Leave out the pictures, then reproduce the rest of the material exactly.
begin Source excerpt
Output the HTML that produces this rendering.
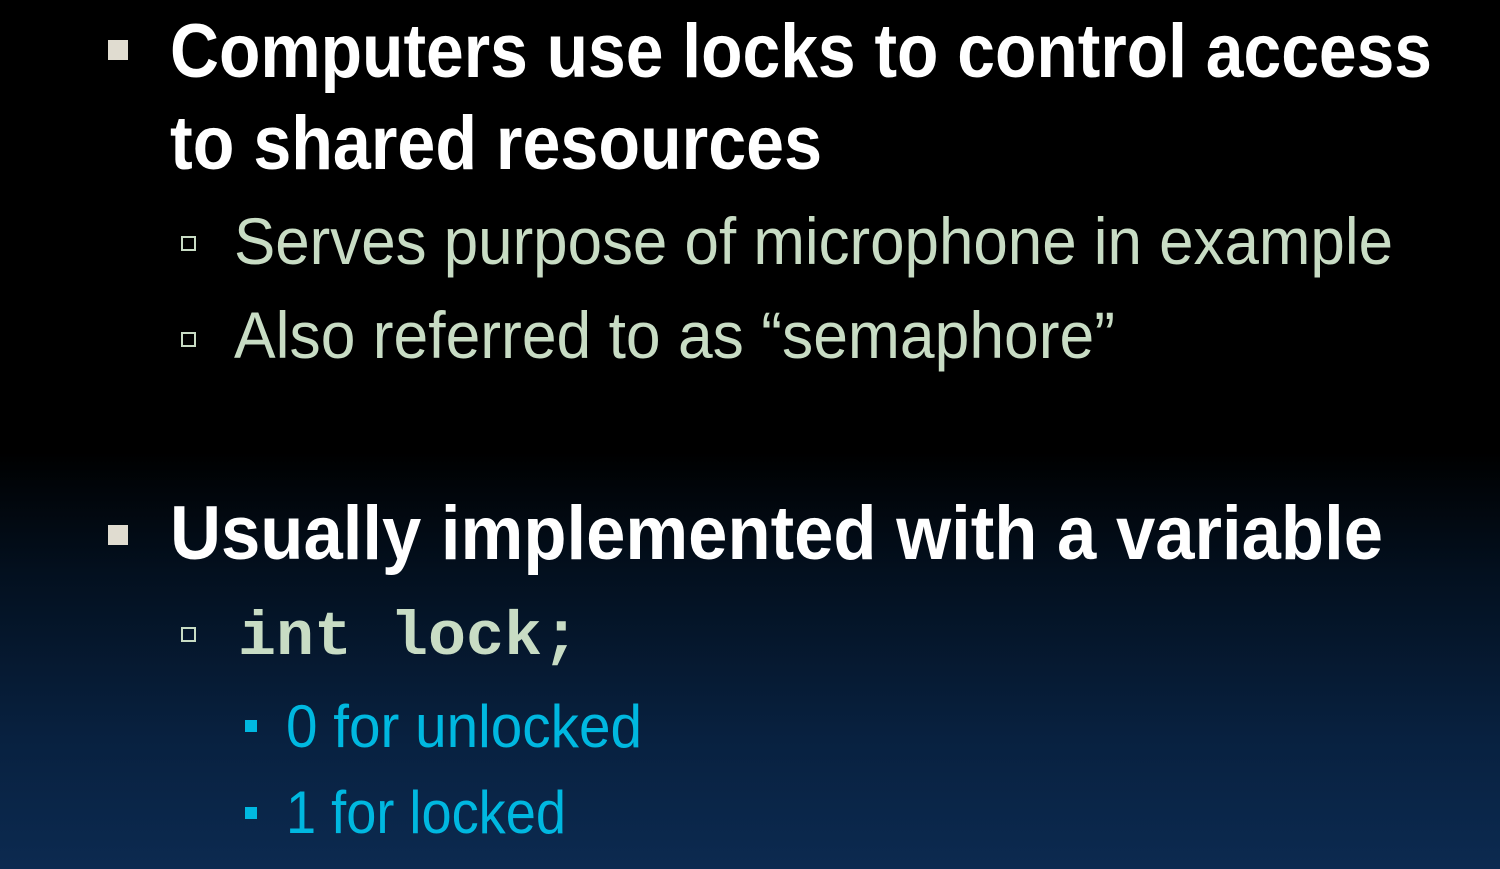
<!DOCTYPE html>
<html><head><meta charset="utf-8"><style>
html,body{margin:0;padding:0}
body{width:1500px;height:869px;overflow:hidden;position:relative;
background:linear-gradient(to bottom,#000 0%,#000 52%,#03101f 66%,#082140 85%,#0c2a50 100%);
font-family:"Liberation Sans",sans-serif}
.t{position:absolute;white-space:nowrap;transform-origin:0 0;line-height:1}
.w{color:#fff;font-weight:bold;font-size:76px}
.g{color:#c8dcc4;font-size:66px}
.c{color:#00b8e0;font-size:60px}
.m{color:#c8dcc4;font-family:"Liberation Mono",monospace;font-weight:bold;font-size:62px}
.b{position:absolute}
.fs{background:#e0dcd0;width:20px;height:20px}
.hs{border:2px solid #c8dcc4;width:11px;height:11px}
.cs{background:#00b8e0;width:12px;height:12px}
</style></head><body>
<div class="b fs" style="left:108px;top:40px"></div>
<div class="t w" data-w="1262" style="left:170px;top:14px">Computers use locks to control access</div>
<div class="t w" data-w="652" style="left:170px;top:106px">to shared resources</div>
<div class="b hs" style="left:181px;top:236px"></div>
<div class="t g" data-w="1159" style="left:234px;top:208px">Serves purpose of microphone in example</div>
<div class="b hs" style="left:181px;top:332px"></div>
<div class="t g" data-w="881" style="left:234px;top:302px">Also referred to as “semaphore”</div>
<div class="b fs" style="left:108px;top:525px"></div>
<div class="t w" data-w="1213" style="left:170px;top:496px">Usually implemented with a variable</div>
<div class="b hs" style="left:181px;top:627px"></div>
<div class="t m" data-w="342" style="left:238px;top:607px">int lock;</div>
<div class="b cs" style="left:245px;top:720px"></div>
<div class="t c" data-w="356" style="left:286px;top:697px">0 for unlocked</div>
<div class="b cs" style="left:245px;top:807px"></div>
<div class="t c" data-w="280" style="left:286px;top:783px">1 for locked</div>
<script>
document.querySelectorAll('.t').forEach(function(e){
var w=+e.getAttribute('data-w');var r=e.getBoundingClientRect().width;
if(r>0)e.style.transform='scaleX('+(w/r)+')';});
</script>
</body></html>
end Source excerpt
● Written response:
Output the HTML that produces this rendering.
<!DOCTYPE html>
<html><head><meta charset="utf-8"><style>
html,body{margin:0;padding:0}
body{width:1500px;height:869px;overflow:hidden;position:relative;
background:linear-gradient(to bottom,#000 0%,#000 52%,#03101f 66%,#082140 85%,#0c2a50 100%);
font-family:"Liberation Sans",sans-serif}
.t{position:absolute;white-space:nowrap;transform-origin:0 0;line-height:1}
.w{color:#fff;font-weight:bold;font-size:76px}
.g{color:#c8dcc4;font-size:66px}
.c{color:#00b8e0;font-size:60px}
.m{color:#c8dcc4;font-family:"Liberation Mono",monospace;font-weight:bold;font-size:62px}
.b{position:absolute}
.fs{background:#e0dcd0;width:20px;height:20px}
.hs{border:2px solid #c8dcc4;width:11px;height:11px}
.cs{background:#00b8e0;width:12px;height:12px}
</style></head><body>
<div class="b fs" style="left:108px;top:40px"></div>
<div class="t w" data-w="1262" style="left:170px;top:14px">Computers use locks to control access</div>
<div class="t w" data-w="652" style="left:170px;top:106px">to shared resources</div>
<div class="b hs" style="left:181px;top:236px"></div>
<div class="t g" data-w="1159" style="left:234px;top:208px">Serves purpose of microphone in example</div>
<div class="b hs" style="left:181px;top:332px"></div>
<div class="t g" data-w="881" style="left:234px;top:302px">Also referred to as “semaphore”</div>
<div class="b fs" style="left:108px;top:525px"></div>
<div class="t w" data-w="1213" style="left:170px;top:496px">Usually implemented with a variable</div>
<div class="b hs" style="left:181px;top:627px"></div>
<div class="t m" data-w="342" style="left:238px;top:607px">int lock;</div>
<div class="b cs" style="left:245px;top:720px"></div>
<div class="t c" data-w="356" style="left:286px;top:697px">0 for unlocked</div>
<div class="b cs" style="left:245px;top:807px"></div>
<div class="t c" data-w="280" style="left:286px;top:783px">1 for locked</div>
<script>
document.querySelectorAll('.t').forEach(function(e){
var w=+e.getAttribute('data-w');var r=e.getBoundingClientRect().width;
if(r>0)e.style.transform='scaleX('+(w/r)+')';});
</script>
</body></html>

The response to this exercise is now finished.